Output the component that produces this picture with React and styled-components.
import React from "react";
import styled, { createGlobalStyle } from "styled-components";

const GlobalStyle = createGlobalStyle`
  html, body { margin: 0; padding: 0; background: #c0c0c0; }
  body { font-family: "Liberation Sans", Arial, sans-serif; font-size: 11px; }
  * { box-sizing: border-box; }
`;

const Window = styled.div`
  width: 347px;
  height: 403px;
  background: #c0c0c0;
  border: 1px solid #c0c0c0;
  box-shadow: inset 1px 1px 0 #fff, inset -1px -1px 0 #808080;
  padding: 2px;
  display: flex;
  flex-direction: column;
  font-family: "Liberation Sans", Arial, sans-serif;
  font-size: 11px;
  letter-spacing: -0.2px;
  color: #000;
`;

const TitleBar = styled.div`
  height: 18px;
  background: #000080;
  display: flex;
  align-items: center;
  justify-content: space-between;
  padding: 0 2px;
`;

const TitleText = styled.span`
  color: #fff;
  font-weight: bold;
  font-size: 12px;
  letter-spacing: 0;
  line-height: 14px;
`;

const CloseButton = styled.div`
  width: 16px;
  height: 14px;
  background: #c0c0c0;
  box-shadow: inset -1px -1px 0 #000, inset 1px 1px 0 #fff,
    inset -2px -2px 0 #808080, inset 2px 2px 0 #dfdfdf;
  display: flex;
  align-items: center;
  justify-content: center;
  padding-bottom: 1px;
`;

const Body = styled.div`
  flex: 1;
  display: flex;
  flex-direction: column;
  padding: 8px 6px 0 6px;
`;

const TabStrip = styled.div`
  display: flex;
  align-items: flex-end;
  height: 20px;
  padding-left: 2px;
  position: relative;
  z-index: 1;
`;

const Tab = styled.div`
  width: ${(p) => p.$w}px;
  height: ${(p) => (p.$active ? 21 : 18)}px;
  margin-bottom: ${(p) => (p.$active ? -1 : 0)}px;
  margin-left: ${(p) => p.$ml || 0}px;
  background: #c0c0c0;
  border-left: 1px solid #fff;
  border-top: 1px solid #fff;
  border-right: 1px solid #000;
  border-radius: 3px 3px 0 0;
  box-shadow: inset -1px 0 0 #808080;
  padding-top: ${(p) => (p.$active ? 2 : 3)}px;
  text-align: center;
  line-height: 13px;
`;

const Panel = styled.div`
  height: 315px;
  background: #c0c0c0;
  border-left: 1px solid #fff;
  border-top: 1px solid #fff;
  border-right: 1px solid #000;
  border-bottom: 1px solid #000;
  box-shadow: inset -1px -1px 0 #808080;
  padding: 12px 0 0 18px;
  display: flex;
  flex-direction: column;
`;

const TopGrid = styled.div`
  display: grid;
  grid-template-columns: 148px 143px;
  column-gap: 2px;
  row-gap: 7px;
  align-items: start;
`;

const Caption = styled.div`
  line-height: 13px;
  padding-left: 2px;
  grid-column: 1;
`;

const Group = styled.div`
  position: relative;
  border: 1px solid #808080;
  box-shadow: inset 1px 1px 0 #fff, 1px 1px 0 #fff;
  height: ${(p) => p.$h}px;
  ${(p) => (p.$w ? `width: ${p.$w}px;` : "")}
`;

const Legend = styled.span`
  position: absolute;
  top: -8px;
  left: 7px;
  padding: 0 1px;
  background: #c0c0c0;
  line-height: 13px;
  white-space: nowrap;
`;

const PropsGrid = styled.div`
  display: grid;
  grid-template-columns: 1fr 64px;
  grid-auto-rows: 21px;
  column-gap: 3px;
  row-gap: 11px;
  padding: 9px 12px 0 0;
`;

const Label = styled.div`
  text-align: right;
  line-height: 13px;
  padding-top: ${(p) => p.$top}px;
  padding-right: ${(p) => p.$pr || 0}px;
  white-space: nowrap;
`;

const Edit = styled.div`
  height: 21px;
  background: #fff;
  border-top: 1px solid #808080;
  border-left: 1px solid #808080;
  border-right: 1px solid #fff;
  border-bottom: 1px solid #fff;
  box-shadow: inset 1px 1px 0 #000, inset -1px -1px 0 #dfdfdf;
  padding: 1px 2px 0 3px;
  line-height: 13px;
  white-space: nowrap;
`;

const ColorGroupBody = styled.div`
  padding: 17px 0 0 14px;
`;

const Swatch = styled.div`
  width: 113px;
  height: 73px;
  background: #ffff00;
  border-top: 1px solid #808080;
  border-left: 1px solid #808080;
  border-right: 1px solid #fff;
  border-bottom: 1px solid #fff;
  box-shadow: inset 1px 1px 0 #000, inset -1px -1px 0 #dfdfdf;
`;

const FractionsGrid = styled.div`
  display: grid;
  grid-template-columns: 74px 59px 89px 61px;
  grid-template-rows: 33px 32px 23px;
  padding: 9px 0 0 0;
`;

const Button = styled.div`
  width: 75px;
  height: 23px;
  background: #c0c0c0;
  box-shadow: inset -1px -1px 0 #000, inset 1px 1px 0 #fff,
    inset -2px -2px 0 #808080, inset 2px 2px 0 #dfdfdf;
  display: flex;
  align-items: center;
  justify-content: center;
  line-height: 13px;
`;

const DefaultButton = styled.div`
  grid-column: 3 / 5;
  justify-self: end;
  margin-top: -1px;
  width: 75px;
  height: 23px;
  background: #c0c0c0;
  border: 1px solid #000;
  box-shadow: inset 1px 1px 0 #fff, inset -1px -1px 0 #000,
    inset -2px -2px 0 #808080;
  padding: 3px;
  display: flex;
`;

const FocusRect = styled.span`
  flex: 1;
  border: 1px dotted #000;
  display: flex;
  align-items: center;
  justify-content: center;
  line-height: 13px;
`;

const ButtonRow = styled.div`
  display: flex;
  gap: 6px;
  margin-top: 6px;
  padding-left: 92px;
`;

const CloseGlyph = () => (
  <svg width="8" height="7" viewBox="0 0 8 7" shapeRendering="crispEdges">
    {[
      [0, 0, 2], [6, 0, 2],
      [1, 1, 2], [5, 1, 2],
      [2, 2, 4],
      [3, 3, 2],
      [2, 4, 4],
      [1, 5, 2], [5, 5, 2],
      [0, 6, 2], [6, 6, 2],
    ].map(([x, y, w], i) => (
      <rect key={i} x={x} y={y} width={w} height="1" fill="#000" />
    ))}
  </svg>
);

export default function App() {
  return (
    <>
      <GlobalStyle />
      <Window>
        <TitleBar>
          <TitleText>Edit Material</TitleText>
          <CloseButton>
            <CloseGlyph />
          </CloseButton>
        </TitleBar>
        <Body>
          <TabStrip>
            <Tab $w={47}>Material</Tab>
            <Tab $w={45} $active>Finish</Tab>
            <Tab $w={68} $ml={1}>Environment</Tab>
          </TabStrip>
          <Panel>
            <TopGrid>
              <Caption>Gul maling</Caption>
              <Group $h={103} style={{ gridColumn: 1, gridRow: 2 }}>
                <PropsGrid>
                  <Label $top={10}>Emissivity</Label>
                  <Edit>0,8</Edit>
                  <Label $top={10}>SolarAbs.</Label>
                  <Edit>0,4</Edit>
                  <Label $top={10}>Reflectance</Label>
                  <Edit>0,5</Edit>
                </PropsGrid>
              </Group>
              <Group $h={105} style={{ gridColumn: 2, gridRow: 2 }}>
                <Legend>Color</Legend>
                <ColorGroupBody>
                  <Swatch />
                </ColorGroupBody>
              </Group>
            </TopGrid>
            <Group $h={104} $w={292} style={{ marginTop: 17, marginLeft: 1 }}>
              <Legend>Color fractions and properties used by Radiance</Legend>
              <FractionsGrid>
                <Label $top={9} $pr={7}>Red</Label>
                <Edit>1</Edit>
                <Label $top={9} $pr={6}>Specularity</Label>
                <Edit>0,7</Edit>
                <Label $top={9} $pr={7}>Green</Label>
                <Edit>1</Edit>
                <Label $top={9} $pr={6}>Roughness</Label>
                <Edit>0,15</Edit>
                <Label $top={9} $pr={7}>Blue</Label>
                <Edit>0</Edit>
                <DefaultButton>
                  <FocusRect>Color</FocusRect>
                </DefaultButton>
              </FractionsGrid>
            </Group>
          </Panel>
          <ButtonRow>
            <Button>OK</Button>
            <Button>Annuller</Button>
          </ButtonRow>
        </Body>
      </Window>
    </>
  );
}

■ Task prompt
Calculate how many lines of the material include the string "React", and state that number by itself.

■ Solution to the problem
2